▸ EXERCISE
In the listing that follows, retype every line from the first through the one containing "import React from". Pictures are to be left out.

▸ INFORMATION SUPPLIED
***
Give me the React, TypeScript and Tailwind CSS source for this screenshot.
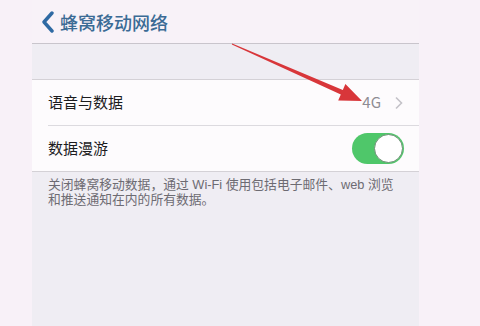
import React from "react";

export default function App() {
  const font = { fontFamily: '"Noto Sans CJK SC", "Noto Sans", sans-serif' };
  const footFont = { fontFamily: '"Liberation Sans", "Noto Sans CJK SC", sans-serif' };
  return (
    <div
      className="relative w-[480px] h-[326px] overflow-hidden bg-[#f8f1f8] flex"
      style={font}
    >
      <div className="w-[32px] shrink-0" />
      <div className="w-[387px] shrink-0 flex flex-col">
        <div className="h-[44px] flex items-center border-b border-[#c9c5cc] bg-[#f8f2f8]">
          <svg width="16" height="22" viewBox="0 0 16 22" className="ml-[8px]">
            <path d="M12 2 L4 11 L12 20" fill="none" stroke="#2f6aa3" strokeWidth="3.4" strokeLinecap="round" strokeLinejoin="round" />
          </svg>
          <span className="ml-[4px] text-[18px] leading-none text-[#3b6b95] font-medium">蜂窝移动网络</span>
        </div>
        <div className="h-[36px] bg-[#efedf3] border-b border-[#d4d1d6]" />
        <div className="bg-[#fdfbfd]">
          <div className="h-[45px] pl-[16px] flex items-center">
            <span className="text-[15px] text-[#1c1c1e]">语音与数据</span>
            <span className="ml-auto text-[15px] text-[#8e8c93]">4G</span>
            <svg width="10" height="14" viewBox="0 0 10 14" className="ml-[13px] mr-[15px]">
              <path d="M2 1.5 L7.5 7 L2 12.5" fill="none" stroke="#c4c2c8" strokeWidth="1.6" />
            </svg>
          </div>
          <div className="ml-[16px] h-px bg-[#dcdadf]" />
          <div className="h-[45px] pl-[16px] flex items-center">
            <span className="text-[15px] text-[#1c1c1e]">数据漫游</span>
            <div className="ml-auto mr-[15px] w-[52px] h-[31px] rounded-full bg-[#4fc76a] relative">
              <div className="absolute right-[1px] top-[1px] w-[29px] h-[29px] rounded-full bg-white border border-[#6b8f73]" />
            </div>
          </div>
        </div>
        <div className="flex-1 bg-[#efedf3] border-t border-[#d4d1d6] px-[16px] pt-[5px]" style={footFont}>
          <p className="text-[12.8px] leading-[15px] text-[#6d6b72] whitespace-nowrap">
            关闭蜂窝移动数据，通过 Wi-Fi 使用包括电子邮件、web 浏览
          </p>
          <p className="text-[12.8px] leading-[15px] text-[#6d6b72]">
            和推送通知在内的所有数据。
          </p>
        </div>
      </div>
      <svg className="absolute left-0 top-0 pointer-events-none" width="480" height="326" viewBox="0 0 480 326">
        <path d="M231.8 44.5 L340.8 94.5 L338.2 100.4 L362 101 L345.4 84 L342.8 89.9 L232.2 43.5 Z" fill="#d8363a" />
      </svg>
    </div>
  );
}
***
▸ FINAL RESULT
Give me the React, TypeScript and Tailwind CSS source for this screenshot.
import React from "react";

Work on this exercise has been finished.